**Exercise description**
Omit all images. Write out the rest of the material exactly.

**Source excerpt**
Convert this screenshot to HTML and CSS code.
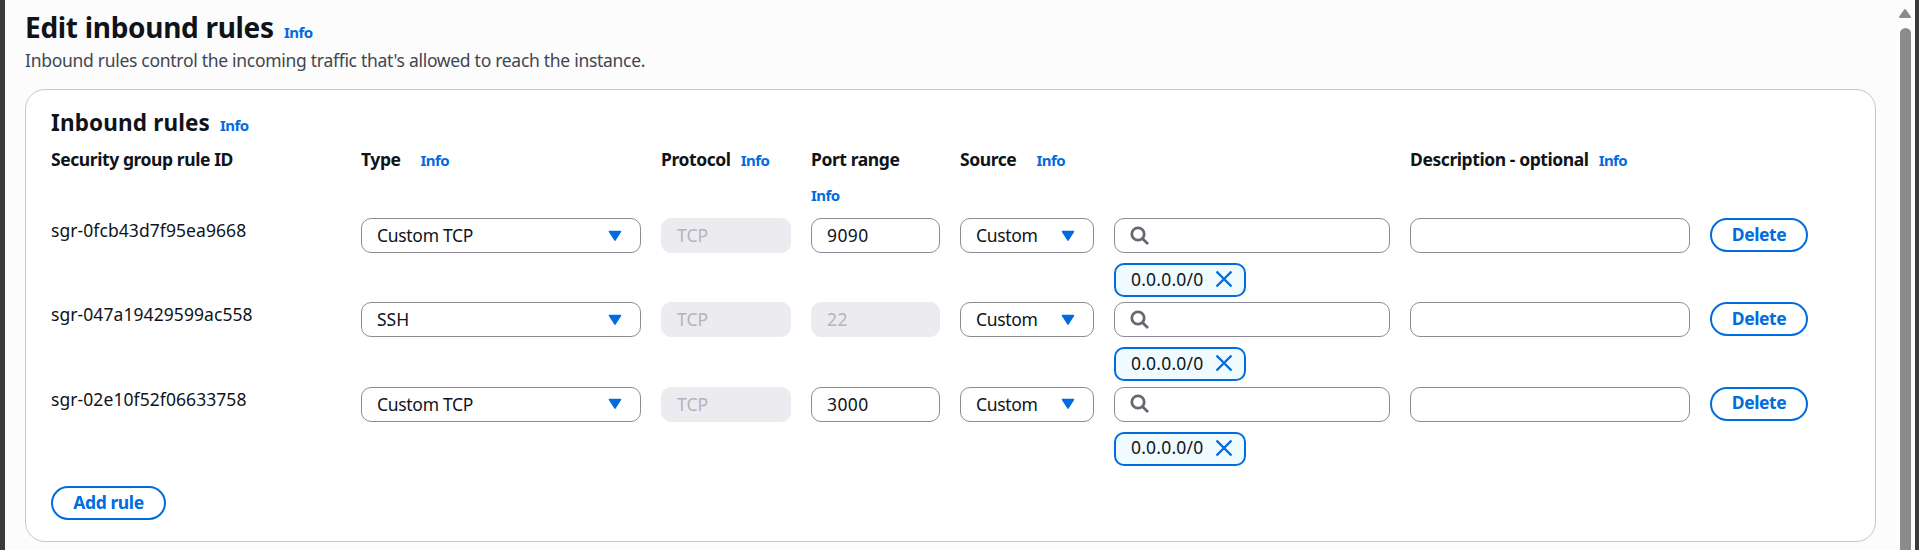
FILE: index.html
```
<!DOCTYPE html>
<html lang="en">
<head>
<meta charset="utf-8">
<title>Edit inbound rules</title>
<link rel="stylesheet" href="styles.css">
</head>
<body>
<svg class="defs" width="0" height="0">
  <symbol id="caret" viewBox="0 0 14 12"><path d="M1.5 1.5h11L7 10.2z"/></symbol>
  <symbol id="search" viewBox="0 0 20 20"><circle cx="8" cy="8" r="6.2"/><path d="M12.4 12.4l5.6 5.6"/></symbol>
  <symbol id="close" viewBox="0 0 18 18"><path d="M1.5 1.5l15 15M16.5 1.5l-15 15"/></symbol>
</svg>
<div class="window">
  <main class="page">
    <header class="page-header">
      <h1>Edit inbound rules</h1><a class="info">Info</a>
    </header>
    <p class="lead">Inbound rules control the incoming traffic that's allowed to reach the instance.</p>
    <section class="card">
      <div class="card-header"><h2>Inbound rules</h2><a class="info">Info</a></div>
      <div class="grid heads">
        <div class="head"><b>Security group rule ID</b></div>
        <div class="head wide"><b>Type</b><a class="info">Info</a></div>
        <div class="head"><b>Protocol</b><a class="info">Info</a></div>
        <div class="head stacked"><b>Port range</b><a class="info">Info</a></div>
        <div class="head wide"><b>Source</b><a class="info">Info</a></div>
        <div></div>
        <div class="head"><b>Description - optional</b><a class="info">Info</a></div>
      </div>
      <div class="grid rule">
        <div class="rule-id">sgr-0fcb43d7f95ea9668</div>
        <div class="field select"><span class="phrase">Custom TCP</span><svg class="caret"><use href="#caret"/></svg></div>
        <div class="field disabled"><span>TCP</span></div>
        <div class="field"><span class="num">9090</span></div>
        <div class="field select"><span class="word">Custom</span><svg class="caret"><use href="#caret"/></svg></div>
        <div class="source">
          <div class="field"><svg class="search"><use href="#search"/></svg></div>
          <div class="chip"><span>0.0.0.0/0</span><svg class="close"><use href="#close"/></svg></div>
        </div>
        <div class="field"></div>
        <button class="btn">Delete</button>
      </div>
      <div class="grid rule">
        <div class="rule-id">sgr-047a19429599ac558</div>
        <div class="field select"><span>SSH</span><svg class="caret"><use href="#caret"/></svg></div>
        <div class="field disabled"><span>TCP</span></div>
        <div class="field disabled"><span class="num">22</span></div>
        <div class="field select"><span class="word">Custom</span><svg class="caret"><use href="#caret"/></svg></div>
        <div class="source">
          <div class="field"><svg class="search"><use href="#search"/></svg></div>
          <div class="chip"><span>0.0.0.0/0</span><svg class="close"><use href="#close"/></svg></div>
        </div>
        <div class="field"></div>
        <button class="btn">Delete</button>
      </div>
      <div class="grid rule">
        <div class="rule-id">sgr-02e10f52f06633758</div>
        <div class="field select"><span class="phrase">Custom TCP</span><svg class="caret"><use href="#caret"/></svg></div>
        <div class="field disabled"><span>TCP</span></div>
        <div class="field"><span class="num">3000</span></div>
        <div class="field select"><span class="word">Custom</span><svg class="caret"><use href="#caret"/></svg></div>
        <div class="source">
          <div class="field"><svg class="search"><use href="#search"/></svg></div>
          <div class="chip"><span>0.0.0.0/0</span><svg class="close"><use href="#close"/></svg></div>
        </div>
        <div class="field"></div>
        <button class="btn">Delete</button>
      </div>
      <button class="btn add">Add rule</button>
    </section>
  </main>
  <div class="scrollbar">
    <svg class="arrow" viewBox="0 0 14 11"><path d="M7 2L12 9H2z"/></svg>
    <div class="thumb"></div>
  </div>
</div>
</body>
</html>
```
FILE: styles.css
```
* { box-sizing: border-box; }
html, body { margin: 0; height: 550px; overflow: hidden; }
body {
  font: 17.5px/25px "Noto Sans", "Open Sans", sans-serif;
  color: #0f141a;
  background: #3b3939;
}
h1, h2, p { margin: 0; }
.defs { display: none; }
.window {
  display: flex;
  height: 550px;
  margin: 0 4px 0 5px;
  background: #fcfcfd;
}
.page { width: 1895px; padding: 9px 0 0 20px; flex: none; }
.page-header { display: flex; align-items: baseline; height: 39px; }
h1 { font-size: 28px; line-height: 36px; letter-spacing: -0.3px; width: 259px; white-space: nowrap; }
.info { color: #006ce0; font-weight: 700; font-size: 15px; letter-spacing: -0.55px; }
.lead { color: #424650; line-height: 25px; letter-spacing: -0.29px; white-space: nowrap; }
.card {
  width: 1851px;
  height: 453px;
  margin-top: 16px;
  padding: 19px 25px;
  border: 1px solid #c6c6cd;
  border-radius: 20px;
  background: #fff;
}
.card-header { display: flex; align-items: baseline; height: 38px; }
h2 { font-size: 22.5px; line-height: 28px; letter-spacing: 0.15px; width: 169px; white-space: nowrap; }
.grid {
  display: grid;
  grid-template-columns: 290px 280px 130px 129px 134px 276px 280px 98px;
  column-gap: 20px;
  align-items: start;
}
.heads { height: 71px; }
.head { display: flex; gap: 10px; align-items: baseline; white-space: nowrap; }
.head.wide { gap: 20px; }
.head.stacked { flex-direction: column; gap: 11px; }
.head b { letter-spacing: -0.42px; }
.rule { height: 84.4px; }
.rule-id { line-height: 25px; letter-spacing: 0.07px; }
.field {
  display: flex;
  align-items: center;
  height: 35px;
  padding: 0 15px;
  border: 1px solid #8c8c94;
  border-radius: 10px;
  background: #fff;
}
.select { justify-content: space-between; padding-right: 18px; }
.disabled { border-color: #ebebf0; background: #ebebf0; color: #b4b4bb; }
.word { letter-spacing: -0.35px; }
.phrase { letter-spacing: -0.3px; }
.num { letter-spacing: 0.4px; }
.caret { width: 14px; height: 12px; fill: #006ce0; stroke: #006ce0; stroke-width: 1.5; stroke-linejoin: round; }
.search { width: 20px; height: 20px; fill: none; stroke: #656871; stroke-width: 2.8; }
.chip {
  display: flex;
  align-items: center;
  justify-content: space-between;
  width: 132px;
  height: 34px;
  margin-top: 10px;
  padding: 0 11px 2px 15px;
  border: 2px solid #006ce0;
  border-radius: 10px;
  background: #f0fbff;
  letter-spacing: 0.2px;
}
.close { width: 18px; height: 18px; fill: none; stroke: #006ce0; stroke-width: 2.4; }
.btn {
  width: 98px;
  height: 34px;
  padding: 0 0 2px;
  border: 2px solid #006ce0;
  border-radius: 17px;
  background: #fff;
  color: #006ce0;
  font: 700 17.5px/25px "Noto Sans", "Open Sans", sans-serif;
  letter-spacing: -0.4px;
}
.add { display: block; width: 115px; margin-top: 15px; }
.scrollbar { width: 15px; padding: 8px 3px 0 0; margin-left: -1px; display: flex; flex-direction: column; align-items: flex-end; }
.arrow { flex: none; width: 14px; height: 11px; margin-right: -1px; fill: #8b8b8b; stroke: #8b8b8b; stroke-width: 2; stroke-linejoin: round; }
.thumb { width: 11px; height: 540px; margin-top: 9px; border-radius: 6px; background: #8b8b8b; flex: none; }
```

**Problem solution**
Convert this screenshot to HTML and CSS code.
FILE: index.html
```
<!DOCTYPE html>
<html lang="en">
<head>
<meta charset="utf-8">
<title>Edit inbound rules</title>
<link rel="stylesheet" href="styles.css">
</head>
<body>
<svg class="defs" width="0" height="0">
  <symbol id="caret" viewBox="0 0 14 12"><path d="M1.5 1.5h11L7 10.2z"/></symbol>
  <symbol id="search" viewBox="0 0 20 20"><circle cx="8" cy="8" r="6.2"/><path d="M12.4 12.4l5.6 5.6"/></symbol>
  <symbol id="close" viewBox="0 0 18 18"><path d="M1.5 1.5l15 15M16.5 1.5l-15 15"/></symbol>
</svg>
<div class="window">
  <main class="page">
    <header class="page-header">
      <h1>Edit inbound rules</h1><a class="info">Info</a>
    </header>
    <p class="lead">Inbound rules control the incoming traffic that's allowed to reach the instance.</p>
    <section class="card">
      <div class="card-header"><h2>Inbound rules</h2><a class="info">Info</a></div>
      <div class="grid heads">
        <div class="head"><b>Security group rule ID</b></div>
        <div class="head wide"><b>Type</b><a class="info">Info</a></div>
        <div class="head"><b>Protocol</b><a class="info">Info</a></div>
        <div class="head stacked"><b>Port range</b><a class="info">Info</a></div>
        <div class="head wide"><b>Source</b><a class="info">Info</a></div>
        <div></div>
        <div class="head"><b>Description - optional</b><a class="info">Info</a></div>
      </div>
      <div class="grid rule">
        <div class="rule-id">sgr-0fcb43d7f95ea9668</div>
        <div class="field select"><span class="phrase">Custom TCP</span><svg class="caret"><use href="#caret"/></svg></div>
        <div class="field disabled"><span>TCP</span></div>
        <div class="field"><span class="num">9090</span></div>
        <div class="field select"><span class="word">Custom</span><svg class="caret"><use href="#caret"/></svg></div>
        <div class="source">
          <div class="field"><svg class="search"><use href="#search"/></svg></div>
          <div class="chip"><span>0.0.0.0/0</span><svg class="close"><use href="#close"/></svg></div>
        </div>
        <div class="field"></div>
        <button class="btn">Delete</button>
      </div>
      <div class="grid rule">
        <div class="rule-id">sgr-047a19429599ac558</div>
        <div class="field select"><span>SSH</span><svg class="caret"><use href="#caret"/></svg></div>
        <div class="field disabled"><span>TCP</span></div>
        <div class="field disabled"><span class="num">22</span></div>
        <div class="field select"><span class="word">Custom</span><svg class="caret"><use href="#caret"/></svg></div>
        <div class="source">
          <div class="field"><svg class="search"><use href="#search"/></svg></div>
          <div class="chip"><span>0.0.0.0/0</span><svg class="close"><use href="#close"/></svg></div>
        </div>
        <div class="field"></div>
        <button class="btn">Delete</button>
      </div>
      <div class="grid rule">
        <div class="rule-id">sgr-02e10f52f06633758</div>
        <div class="field select"><span class="phrase">Custom TCP</span><svg class="caret"><use href="#caret"/></svg></div>
        <div class="field disabled"><span>TCP</span></div>
        <div class="field"><span class="num">3000</span></div>
        <div class="field select"><span class="word">Custom</span><svg class="caret"><use href="#caret"/></svg></div>
        <div class="source">
          <div class="field"><svg class="search"><use href="#search"/></svg></div>
          <div class="chip"><span>0.0.0.0/0</span><svg class="close"><use href="#close"/></svg></div>
        </div>
        <div class="field"></div>
        <button class="btn">Delete</button>
      </div>
      <button class="btn add">Add rule</button>
    </section>
  </main>
  <div class="scrollbar">
    <svg class="arrow" viewBox="0 0 14 11"><path d="M7 2L12 9H2z"/></svg>
    <div class="thumb"></div>
  </div>
</div>
</body>
</html>
```
FILE: styles.css
```
* { box-sizing: border-box; }
html, body { margin: 0; height: 550px; overflow: hidden; }
body {
  font: 17.5px/25px "Noto Sans", "Open Sans", sans-serif;
  color: #0f141a;
  background: #3b3939;
}
h1, h2, p { margin: 0; }
.defs { display: none; }
.window {
  display: flex;
  height: 550px;
  margin: 0 4px 0 5px;
  background: #fcfcfd;
}
.page { width: 1895px; padding: 9px 0 0 20px; flex: none; }
.page-header { display: flex; align-items: baseline; height: 39px; }
h1 { font-size: 28px; line-height: 36px; letter-spacing: -0.3px; width: 259px; white-space: nowrap; }
.info { color: #006ce0; font-weight: 700; font-size: 15px; letter-spacing: -0.55px; }
.lead { color: #424650; line-height: 25px; letter-spacing: -0.29px; white-space: nowrap; }
.card {
  width: 1851px;
  height: 453px;
  margin-top: 16px;
  padding: 19px 25px;
  border: 1px solid #c6c6cd;
  border-radius: 20px;
  background: #fff;
}
.card-header { display: flex; align-items: baseline; height: 38px; }
h2 { font-size: 22.5px; line-height: 28px; letter-spacing: 0.15px; width: 169px; white-space: nowrap; }
.grid {
  display: grid;
  grid-template-columns: 290px 280px 130px 129px 134px 276px 280px 98px;
  column-gap: 20px;
  align-items: start;
}
.heads { height: 71px; }
.head { display: flex; gap: 10px; align-items: baseline; white-space: nowrap; }
.head.wide { gap: 20px; }
.head.stacked { flex-direction: column; gap: 11px; }
.head b { letter-spacing: -0.42px; }
.rule { height: 84.4px; }
.rule-id { line-height: 25px; letter-spacing: 0.07px; }
.field {
  display: flex;
  align-items: center;
  height: 35px;
  padding: 0 15px;
  border: 1px solid #8c8c94;
  border-radius: 10px;
  background: #fff;
}
.select { justify-content: space-between; padding-right: 18px; }
.disabled { border-color: #ebebf0; background: #ebebf0; color: #b4b4bb; }
.word { letter-spacing: -0.35px; }
.phrase { letter-spacing: -0.3px; }
.num { letter-spacing: 0.4px; }
.caret { width: 14px; height: 12px; fill: #006ce0; stroke: #006ce0; stroke-width: 1.5; stroke-linejoin: round; }
.search { width: 20px; height: 20px; fill: none; stroke: #656871; stroke-width: 2.8; }
.chip {
  display: flex;
  align-items: center;
  justify-content: space-between;
  width: 132px;
  height: 34px;
  margin-top: 10px;
  padding: 0 11px 2px 15px;
  border: 2px solid #006ce0;
  border-radius: 10px;
  background: #f0fbff;
  letter-spacing: 0.2px;
}
.close { width: 18px; height: 18px; fill: none; stroke: #006ce0; stroke-width: 2.4; }
.btn {
  width: 98px;
  height: 34px;
  padding: 0 0 2px;
  border: 2px solid #006ce0;
  border-radius: 17px;
  background: #fff;
  color: #006ce0;
  font: 700 17.5px/25px "Noto Sans", "Open Sans", sans-serif;
  letter-spacing: -0.4px;
}
.add { display: block; width: 115px; margin-top: 15px; }
.scrollbar { width: 15px; padding: 8px 3px 0 0; margin-left: -1px; display: flex; flex-direction: column; align-items: flex-end; }
.arrow { flex: none; width: 14px; height: 11px; margin-right: -1px; fill: #8b8b8b; stroke: #8b8b8b; stroke-width: 2; stroke-linejoin: round; }
.thumb { width: 11px; height: 540px; margin-top: 9px; border-radius: 6px; background: #8b8b8b; flex: none; }
```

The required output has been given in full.